Originally inclined to moderation, Tschudi became later in life more and more devoted to the cause of the Counter-Reformation. It is, however, as the historian of the Swiss Confederation that he is best known. He collected material for three major works, which have never wholly lost their value, though his researches have been largely corrected. In 1538 his book on Rhaetia, written in 1528, was published in Latin and in German: De prisca ac vera Alpina Rhætia, or Die uralt warhafftig Alpisch Rhætia. In his later years, Tschudi became an advisor to the Abbot of Einsiedeln for the final sessions of the Council of Trento. He died in Glarus on 28 February 1572.

==Publications and influence==
Tschudi's chief works were not published until long after his death. The Beschreibung Galliae Comatae appeared under Frieda Gallati's [erratum: Johan Jacob Gallati, 1715–1760; Frieda Gallati 1876-1955] editorship in 1758, and is mainly devoted to a topographical, historical and antiquarian description of ancient Helvetia and Rhaetia, the latter part being his early work on Rhaetia revised and greatly enlarged. This book was designed practically as an introduction to his magnum opus, the Chronicon Helveticum, part of which (from 1001 to 1470) was published by J. R. Iselin in two stately folios (1734–1736); the rest consists only of rough materials. There exist two rather antiquated biographies of Tschudi by I. Fuchs (2 vols, St Gall, 1805) and C. Vogel (Zürich, 1856).

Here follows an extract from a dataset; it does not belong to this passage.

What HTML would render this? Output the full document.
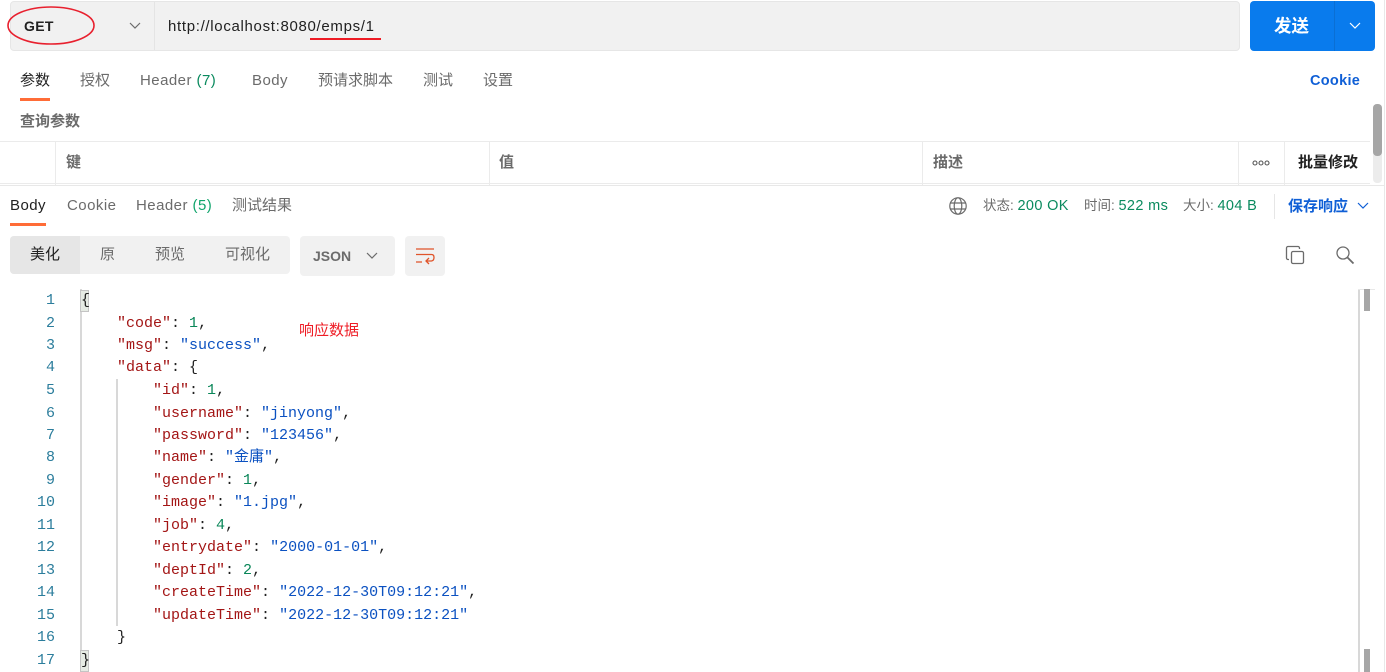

Tschudi worked from both documents and legends to portray the ancient traditions of the Swiss defence of liberty, giving roles not only to William Tell but to the heroic moment of the foundation of the Confederacy, when Werner Stauffacher representing Schwyz, Walter Fürst of Uri and Arnold of Melchtal for Unterwalden meet at the Rutli, a meadow above Lake Lucerne, and take an oath to defend Swiss freedom. Tschudi's influential text dates that event to 8 November 1307.

==Criticism==
Down to the latter part of the 19th century Swiss historical writers had largely based their works on his investigations and manuscripts. The historical reputation of Tschudi has suffered after later research. His statements and documents relating to Roman times and the early history of Glarus and his own family had long roused suspicion. Detailed examination has proved that he not merely claimed to have copied Roman inscriptions that had never existed, and amended others in an arbitrary fashion, but that he deliberately forged documents to push back the origin of his family to the 10th century. He thus also entirely misrepresented the early history of Glarus, which is that of a democratic community, and not (as he pretended) that of a preserve of several aristocratic families. Tschudi's historical credit is thus low, and no document printed or historical statement made by him can be accepted without careful verification and examination.

For a summary of these discoveries see Georg von Wyss in the Jahrbuch of the Historical Society of Glarus (1895), vol. xxx., in No. i (1894), of the Anzeiger f. schweizerische Geschichte, and in his Geschichte d. Historiographie in d. Schweiz (1895), pp. 196, 201, 202. The original articles by Vogelin (Roman inscriptions) appeared in vols xi., xiv. and xv. (1886–1890) of the Jahrbuch f. schweizer Geschichte, and that by Schulte (Glarus) in vol. xviii. (1893) of the same periodical. For the defence, see a weak pamphlet, Schulte u. Tschudi (Coire, 1898), by P. C. von Planta.